Le débat, en tout cas, est polarisé à l’extrême. Ceux qui y prennent part semblent irréconciliables. La légende d’Ahmed Sékou Touré, telle qu’elle est racontée par ses partisans, plonge ses racines dans une ascendance glorieuse, celle du grand résistant à la colonisation Samory Touré. Elle naît réellement un 25 août 1958, dans les mots d’un discours prononcé devant le général de Gaulle. Le dirigeant français effectue alors une tournée en Afrique pour faire la promotion de son projet de Communauté française. À Conakry, il trouve un Sékou Touré revendicatif, qui réclame une Communauté améliorée… Et prononce des mots qui entreront dans l’histoire : « Nous préférons la pauvreté dans la liberté à la richesse dans l’esclavage. » Un mois plus tard, les électeurs guinéens marquent massivement leur refus lors du référendum du 28 septembre et, dans l’histoire officielle guinéenne, Sékou Touré devient alors « l’homme qui a dit Non à de Gaulle ».

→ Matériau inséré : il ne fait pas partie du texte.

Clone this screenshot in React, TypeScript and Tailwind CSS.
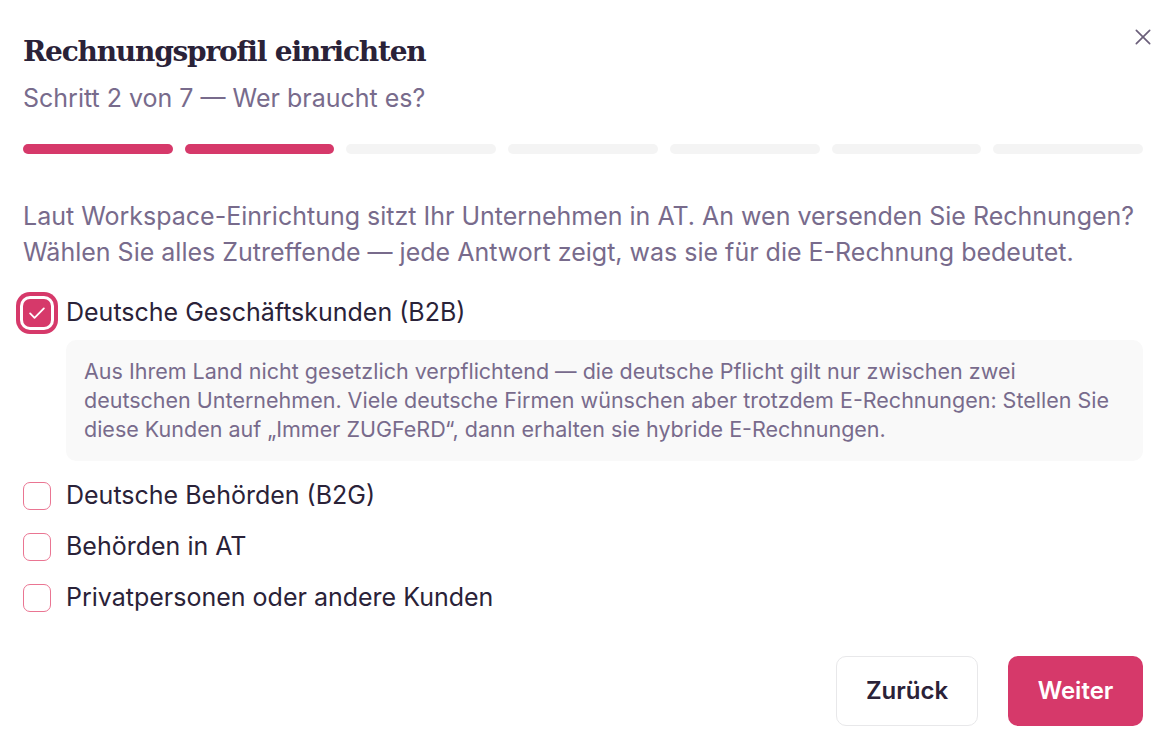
import React from "react";

const PINK = "#d6396a";

function Box({ checked }: { checked?: boolean }) {
  if (checked) {
    return (
      <span className="flex h-[28px] w-[28px] shrink-0 items-center justify-center rounded-[7px] bg-[#d6396a] ring-4 ring-[#d6396a] ring-offset-[3px] ring-offset-white">
        <svg width="22" height="22" viewBox="0 0 24 24" fill="none" stroke="white" strokeWidth="2" strokeLinecap="round" strokeLinejoin="round">
          <path d="M4.5 12.5l4.8 4.8L19.5 7" />
        </svg>
      </span>
    );
  }
  return <span className="h-[28px] w-[28px] shrink-0 rounded-[7px] border-[1.5px] border-[#ea7592] bg-white" />;
}

export default function App() {
  const steps = [true, true, false, false, false, false, false];
  return (
    <div className="relative h-[752px] w-[1174px] bg-white pl-[23px] pr-[31px] pt-[30px] text-[#2a2238]" style={{ fontFamily: "Inter, 'Noto Sans', sans-serif" }}>
      <button className="absolute right-[21px] top-[27px] text-[#6b5f7a]">
        <svg width="20" height="20" viewBox="0 0 24 24" fill="none" stroke="currentColor" strokeWidth="2" strokeLinecap="round">
          <path d="M4 4l16 16M20 4L4 20" />
        </svg>
      </button>
      <h1 className="text-[28px] font-bold leading-[44px] tracking-[-1.2px] text-[#2a2238]" style={{ fontFamily: "'DejaVu Serif', 'Liberation Serif', serif" }}>
        Rechnungsprofil einrichten
      </h1>
      <p className="mt-[8px] text-[25px] leading-[32px] text-[#786b8c]">Schritt 2 von 7 — Wer braucht es?</p>
      <div className="mt-[30px] flex gap-3">
        {steps.map((on, i) => (
          <div key={i} className={`h-[10px] flex-1 rounded-full ${on ? "bg-[#d6396a]" : "bg-[#f4f4f4]"}`} />
        ))}
      </div>
      <p className="mt-[44px] text-[25px] leading-[36px] text-[#786b8c]">
        Laut Workspace-Einrichtung sitzt Ihr Unternehmen in AT. An wen versenden Sie Rechnungen? Wählen Sie alles Zutreffende — jede Antwort zeigt, was sie für die E-Rechnung bedeutet.
      </p>
      <div className="mt-[25px] flex flex-col">
        <label className="flex h-[36px] items-center gap-[15px]">
          <Box checked />
          <span className="text-[25px]">Deutsche Geschäftskunden (B2B)</span>
        </label>
        <div className="ml-[43px] mt-[9px] rounded-[10px] bg-[#f9f9f9] px-[18px] py-[17px] text-[21.5px] leading-[29px] text-[#786b8c]">
          Aus Ihrem Land nicht gesetzlich verpflichtend — die deutsche Pflicht gilt nur zwischen zwei deutschen Unternehmen. Viele deutsche Firmen wünschen aber trotzdem E-Rechnungen: Stellen Sie diese Kunden auf „Immer ZUGFeRD“, dann erhalten sie hybride E-Rechnungen.
        </div>
        {["Deutsche Behörden (B2G)", "Behörden in AT", "Privatpersonen oder andere Kunden"].map((t, i) => (
          <label key={t} className={`flex h-[36px] items-center gap-[15px] ${i === 0 ? "mt-[17px]" : "mt-[15px]"}`}>
            <Box />
            <span className="text-[25px]">{t}</span>
          </label>
        ))}
      </div>
      <div className="mt-[40px] flex justify-end gap-[30px]">
        <button className="h-[70px] w-[142px] rounded-[10px] border border-[#e8e8ea] bg-white text-[24px] font-semibold text-[#2a2238]">Zurück</button>
        <button className="h-[70px] w-[135px] rounded-[10px] text-[24px] font-semibold text-white" style={{ background: PINK }}>Weiter</button>
      </div>
    </div>
  );
}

À ce récit fondateur répond un autre récit plus sombre. Celui d’un Ahmed Sékou Touré « tyran », régnant à la suite de l’indépendance sur une « Guinée enchaînée ». C’est l’histoire que racontent les victimes du parti-État et l’opposition qui s’est efforcée d’exister en exil. Celle à laquelle fait écho la lettre ouverte d’un « condamné à mort par contumace » publiée en 1972 dans Le Livre noir de Sékou Touré [1] : « Vos exactions et la terreur dont vous avez fait une manière d’être de votre État ont transformé votre régime en institution contre la raison, le pays tout entier en prison. »
Visionnaire ou tyran ?
Depuis quarante ans, ces deux images parfaites et lisses sont engagées dans un véritable corps à corps mémoriel. Les coups ont recommencé à être échangés depuis que certains acteurs politiques veulent utiliser l’héritage politique d’Ahmed Sékou Touré pour enflammer les imaginaires contemporains. La décision des autorités de transition guinéennes de donner à l’aéroport de Conakry le nom de Sékou Touré a réveillé de vieilles blessures. Mais où se trouve la réalité du personnage historique ? La complexité d’Ahmed Sékou Touré ne se laisse pas facilement saisir [2].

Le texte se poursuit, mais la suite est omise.